___ Source records ___

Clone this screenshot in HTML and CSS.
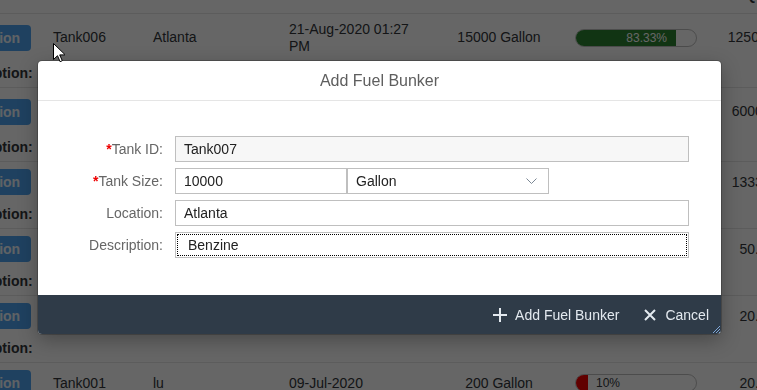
FILE: index.html
```html
<!DOCTYPE html>
<html lang="en">
<head>
<meta charset="UTF-8">
<title>Fuel Bunkers</title>
<link rel="stylesheet" href="styles.css">
</head>
<body>

<!-- tank list (behind the dialog) -->
<div class="table">
  <div class="thead">
    <div></div><div>Tank ID</div><div>Location</div><div>Created On</div>
    <div class="qty">Volume</div><div>Fill Level</div><div class="num">Qty</div>
  </div>

  <div class="trow">
    <div class="cells">
      <div><button class="act">Location</button></div>
      <div>Tank006</div>
      <div>Atlanta</div>
      <div>21-Aug-2020 01:27 PM</div>
      <div class="qty">15000 Gallon</div>
      <div class="prog"><div class="bar"><div class="fill ok" style="width:83.33%">83.33%</div></div></div>
      <div class="num">12500.00</div>
    </div>
    <div class="popin"><b>Description:</b></div>
  </div>

  <div class="trow">
    <div class="cells">
      <div><button class="act">Location</button></div>
      <div>Tank005</div>
      <div>Atlanta</div>
      <div>20-Aug-2020 11:05 AM</div>
      <div class="qty">8000 Gallon</div>
      <div class="prog"><div class="bar"><div class="fill ok" style="width:75%">75%</div></div></div>
      <div class="num">6000.00</div>
    </div>
    <div class="popin"><b>Description:</b></div>
  </div>

  <div class="trow">
    <div class="cells">
      <div><button class="act">Location</button></div>
      <div>Tank004</div>
      <div>Boston</div>
      <div>14-Jul-2020</div>
      <div class="qty">4000 Gallon</div>
      <div class="prog"><div class="bar"><div class="fill warn" style="width:33.33%"></div><span>33.33%</span></div></div>
      <div class="num">1333.33</div>
    </div>
    <div class="popin"><b>Description:</b></div>
  </div>

  <div class="trow">
    <div class="cells">
      <div><button class="act">Location</button></div>
      <div>Tank003</div>
      <div>Denver</div>
      <div>12-Jul-2020</div>
      <div class="qty">100 Gallon</div>
      <div class="prog"><div class="bar"><div class="fill ok" style="width:50%">50%</div></div></div>
      <div class="num">50.00</div>
    </div>
    <div class="popin"><b>Description:</b></div>
  </div>

  <div class="trow">
    <div class="cells">
      <div><button class="act">Location</button></div>
      <div>Tank002</div>
      <div>lu</div>
      <div>10-Jul-2020</div>
      <div class="qty">200 Gallon</div>
      <div class="prog"><div class="bar"><div class="fill bad" style="width:10%"></div><span>10%</span></div></div>
      <div class="num">20.00</div>
    </div>
    <div class="popin"><b>Description:</b></div>
  </div>

  <div class="trow">
    <div class="cells">
      <div><button class="act">Location</button></div>
      <div>Tank001</div>
      <div>lu</div>
      <div>09-Jul-2020</div>
      <div class="qty">200 Gallon</div>
      <div class="prog"><div class="bar"><div class="fill bad" style="width:10%"></div><span>10%</span></div></div>
      <div class="num">20.00</div>
    </div>
    <div class="popin"><b>Description:</b></div>
  </div>
</div>

<div class="overlay"></div>

<!-- Add Fuel Bunker dialog -->
<div class="dialog">
  <div class="dlg-head">Add Fuel Bunker</div>

  <form class="form">
    <label><span class="req">*</span>Tank ID:</label>
    <input class="inp ro" value="Tank007" readonly>

    <label><span class="req">*</span>Tank Size:</label>
    <div class="pair">
      <input class="inp size" value="10000">
      <div class="sel">
        <span>Gallon</span>
        <svg width="11" height="6" viewBox="0 0 11 6"><path d="M.5.5l5 5 5-5" fill="none" stroke="#7b8794" stroke-width="1"/></svg>
      </div>
    </div>

    <label>Location:</label>
    <input class="inp" value="Atlanta">

    <label>Description:</label>
    <input class="inp focus" value="Benzine">
  </form>

  <div class="dlg-foot">
    <button type="button" class="fbtn">
      <svg width="14" height="14" viewBox="0 0 14 14"><path d="M7 0v14M0 7h14" stroke="currentColor" stroke-width="2"/></svg>
      Add Fuel Bunker
    </button>
    <button type="button" class="fbtn x">
      <svg width="12" height="12" viewBox="0 0 12 12"><path d="M1 1l10 10M11 1L1 11" stroke="currentColor" stroke-width="2"/></svg>
      Cancel
    </button>
    <svg class="grip" width="8" height="8" viewBox="0 0 8 8"><path d="M8 1L1 8M8 4L4 8M8 7L7 8" stroke="#7fa6d6" stroke-width="1"/></svg>
  </div>
</div>

<svg class="cursor" width="12" height="20" viewBox="0 0 12 20"><path d="M.5.5v16l4-3.8 2.6 6 2.2-1-2.6-5.8h5.6z" fill="#fff" stroke="#000" stroke-width="1"/></svg>

</body>
</html>
```

FILE: styles.css
```css
html,body{margin:0;height:100%;overflow:hidden;}
body{font-family:"Liberation Sans",Arial,sans-serif;font-size:14px;color:#32363a;background:#fff;position:relative;}

/* table behind */
.table{margin:-30px 0 0 -61px;width:868px;}
.thead,.cells{display:grid;grid-template-columns:102px 100px 136px 145px 142px 143px 100px;}
.thead{height:43px;border-bottom:1px solid #e5e5e5;align-items:end;font-weight:bold;line-height:17px;}
.thead>div{padding:0 12px 9px;}
.trow{padding:7px 0 5px;border-bottom:1px solid #e5e5e5;}
.cells{align-items:center;line-height:16.5px;min-height:26px;}
.cells>div{padding:0 12px;}
.thead .qty,.cells .qty{padding-right:0;text-align:center;}
.cells .prog{padding:0 0 0 11px;}
.thead .num,.cells .num{padding-left:0;padding-right:0;text-align:center;}
.popin{margin-top:10px;padding-left:12px;line-height:18px;}
.act{width:80px;height:26px;border:0;border-radius:4px;background:#4fa3f0;color:#eef5fc;font:bold 14px "Liberation Sans",Arial,sans-serif;padding:0;}

.bar{width:120px;height:16px;border:1px solid #bfbfbf;border-radius:9px;overflow:hidden;display:flex;font-size:12px;line-height:16px;background:#fff;}
.fill{box-sizing:border-box;height:100%;text-align:right;padding-right:9px;color:#fff;}
.fill.ok{background:#2b8230;}
.fill.warn{background:#e78c07;}
.fill.bad{background:#f20000;}
.bar span{padding-left:8px;color:#32363a;}

.overlay{position:fixed;inset:0;background:rgba(0,0,0,.6);}

/* dialog */
.dialog{position:absolute;left:38px;top:61px;width:683px;background:#fff;border-radius:4px;overflow:hidden;box-shadow:0 0 0 1px rgba(0,0,0,.2),0 6px 20px rgba(0,0,0,.3);}
.dlg-head{height:39px;border-bottom:1px solid #e5e5e5;display:flex;align-items:center;justify-content:center;font-size:16px;color:#5e5e5e;}
.form{display:grid;grid-template-columns:125px 1fr;column-gap:12px;row-gap:6px;align-items:center;padding:35px 32px 37px 0;margin:0;}
.form label{text-align:right;color:#666;}
.req{color:#e00;font-weight:bold;}
.inp{box-sizing:border-box;width:100%;height:26px;border:1px solid #bfbfbf;padding:0 8px;font:14px "Liberation Sans",Arial,sans-serif;color:#222;background:#fff;margin:0;}
.inp.ro{background:#f7f7f7;}
.inp.focus{outline:1px dotted #000;outline-offset:-3px;padding-left:12px;}
.pair{display:flex;}
.inp.size{width:172px;}
.sel{box-sizing:border-box;width:202px;height:26px;border:1px solid #bfbfbf;display:flex;align-items:center;justify-content:space-between;padding:0 11px 0 8px;color:#222;}

.dlg-foot{position:relative;height:39px;background:#2f3b48;display:flex;justify-content:flex-end;align-items:center;gap:25px;padding-right:12px;}
.fbtn{display:flex;align-items:center;gap:8px;background:none;border:0;padding:0;color:#e3e9ef;font:14px "Liberation Sans",Arial,sans-serif;cursor:pointer;}
.fbtn.x{gap:9px;}
.grip{position:absolute;right:1px;bottom:1px;}

.cursor{position:absolute;left:53px;top:43px;z-index:10;}
```
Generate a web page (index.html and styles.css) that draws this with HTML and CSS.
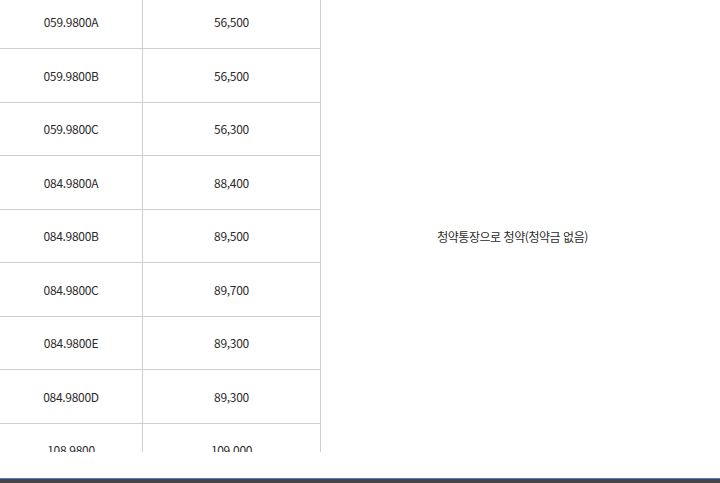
FILE: index.html
```html
<!DOCTYPE html>
<html lang="ko">
<head>
<meta charset="utf-8">
<title>청약 정보</title>
<link rel="stylesheet" href="styles.css">
</head>
<body>
<div class="table-wrap">
  <table class="price-table">
    <colgroup>
      <col class="col-type">
      <col class="col-price">
      <col class="col-note">
    </colgroup>
    <tbody>
      <tr><td>059.9800A</td><td>56,500</td><td class="note" rowspan="9">청약통장으로 청약(청약금 없음)</td></tr>
      <tr><td>059.9800B</td><td>56,500</td></tr>
      <tr><td>059.9800C</td><td>56,300</td></tr>
      <tr><td>084.9800A</td><td>88,400</td></tr>
      <tr><td>084.9800B</td><td>89,500</td></tr>
      <tr><td>084.9800C</td><td>89,700</td></tr>
      <tr><td>084.9800E</td><td>89,300</td></tr>
      <tr><td>084.9800D</td><td>89,300</td></tr>
      <tr><td>108.9800</td><td>109,000</td></tr>
    </tbody>
  </table>
</div>
<div class="footer-bar"></div>
</body>
</html>
```

FILE: styles.css
```css
html, body {
  margin: 0;
  padding: 0;
  height: 483px;
  overflow: hidden;
  background: #fff;
}

body {
  font-family: "Noto Sans CJK KR", "Open Sans", sans-serif;
  font-size: 12px;
  color: #2b2b2b;
}

.table-wrap {
  height: 452px;
  overflow: hidden;
}

.price-table {
  margin-top: -4.5px;
  border-collapse: separate;
  border-spacing: 0;
  width: 704px;
  table-layout: fixed;
}

.col-type { width: 143px; }
.col-price { width: 178px; }
.col-note { width: 383px; }

.price-table td {
  height: 52.5px;
  padding: 0;
  text-align: center;
  vertical-align: middle;
  border-bottom: 1px solid #cfcfcf;
  border-right: 1px solid #cfcfcf;
  letter-spacing: -0.3px;
}

.price-table td.note {
  border-right: none;
  border-bottom: none;
  letter-spacing: -0.45px;
}

.footer-bar {
  margin-top: 26px;
  height: 4px;
  border-top: 1px solid #4d7fcf;
  background: #454545;
}
```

___

[What you need to do] Copy out every line that includes the word "this".

[Result of the task]
Clone this screenshot in HTML and CSS.
Generate a web page (index.html and styles.css) that draws this with HTML and CSS.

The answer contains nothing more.